Unveiling the wear behavior of multi-component ultra-high temperature ceramic thin coatings with pulsed electro-spark deposition

The study presents a novel approach using pulsed electro-spark deposition (PED) to apply a thin protective coating of multi-component ultra-high temperature ceramics (MC-UHTCs) on a steel substrate. A single solidsolution phase of (TaNbHfTi)C-based MC-UHTC electrode is prepared using spark plasma sintering (SPS). The coating process involves melting, rapid re-solidification, and forming nano-grains (15-20 nm) resembling splashlike features. MC-UHTC coating remains stable without oxidation and any phase transformation. The bonding between the coating and the substrate is strong, regardless of the coating thickness, which can vary from <1 mu m to over 25 mu m.
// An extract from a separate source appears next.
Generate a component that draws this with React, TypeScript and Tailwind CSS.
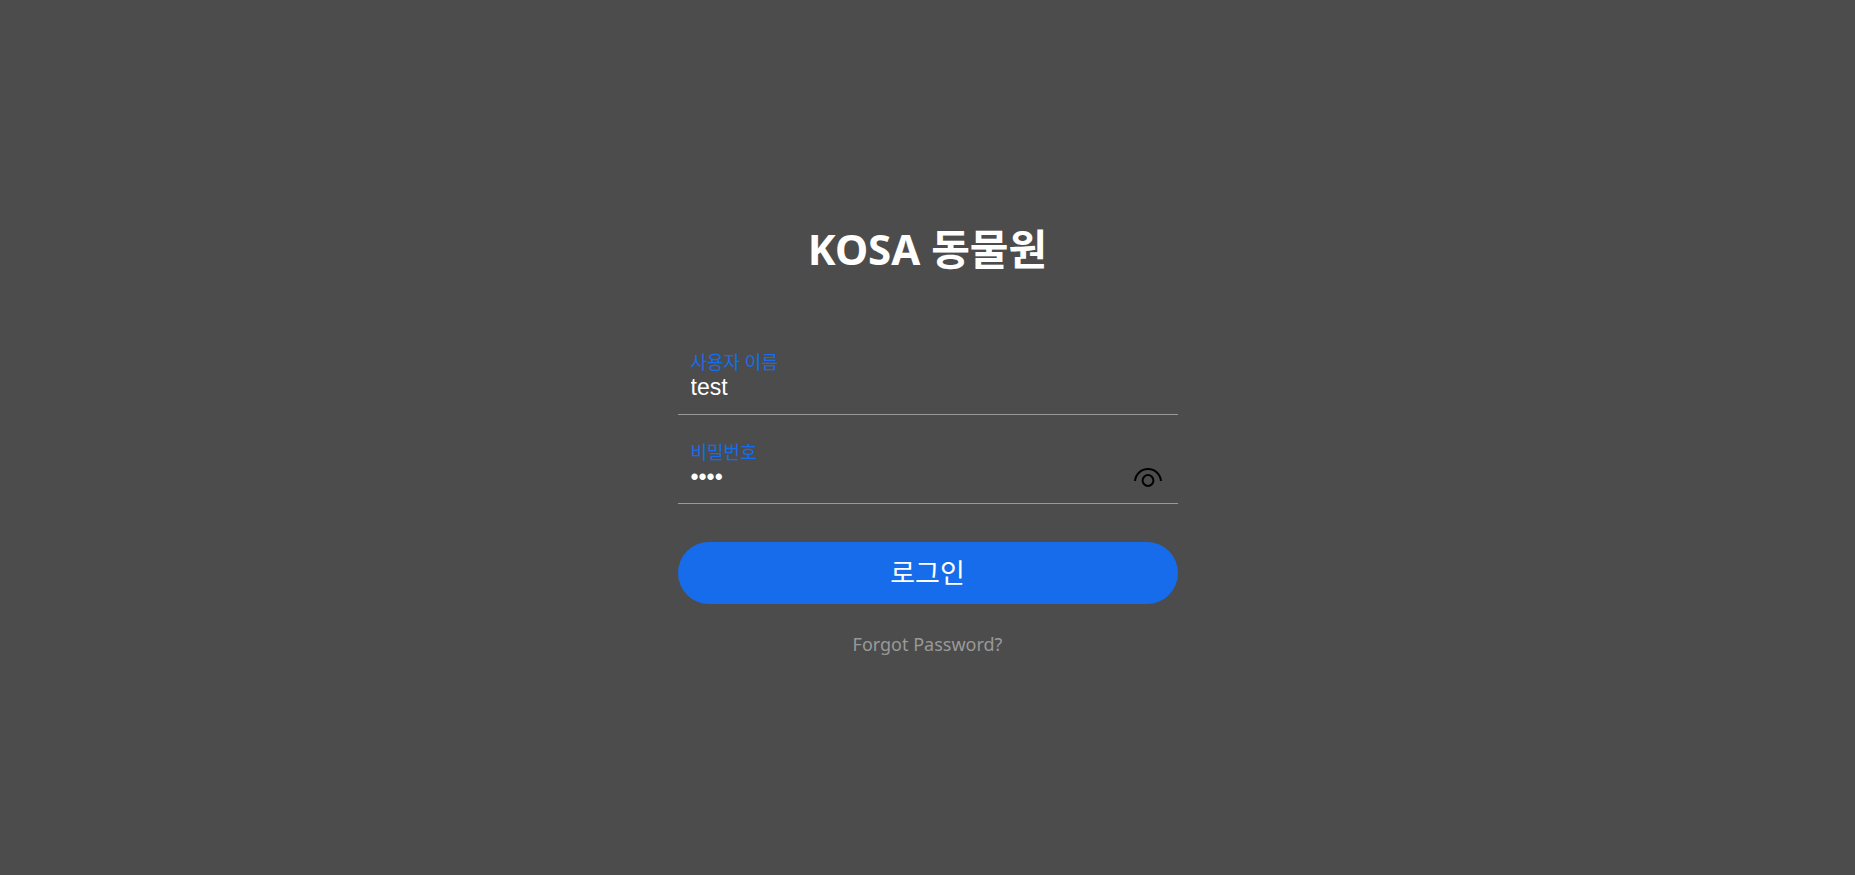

Scratch testing along the interface demonstrates that the MC-UHTC coating exhibits improved wear resistance compared to the uncoated steel substrate. This improvement is attributed to the significantly higher hardness of the coating, which is up to 4.5 times greater than substrate. The dominant wear mechanisms observed include plowing in the substrate, micro-cracking at the interface, lateral cracking and brittle fracture in the MC-UHTC coating. Overall, this study presents promising opportunities for developing innovative protective MC-UHTC coatings without needing expensive environmental chambers while preserving their chemical functionality. By employing the PED technique and utilizing MC-UHTCs, the wear resistance of structural metallic components can be enhanced effectively.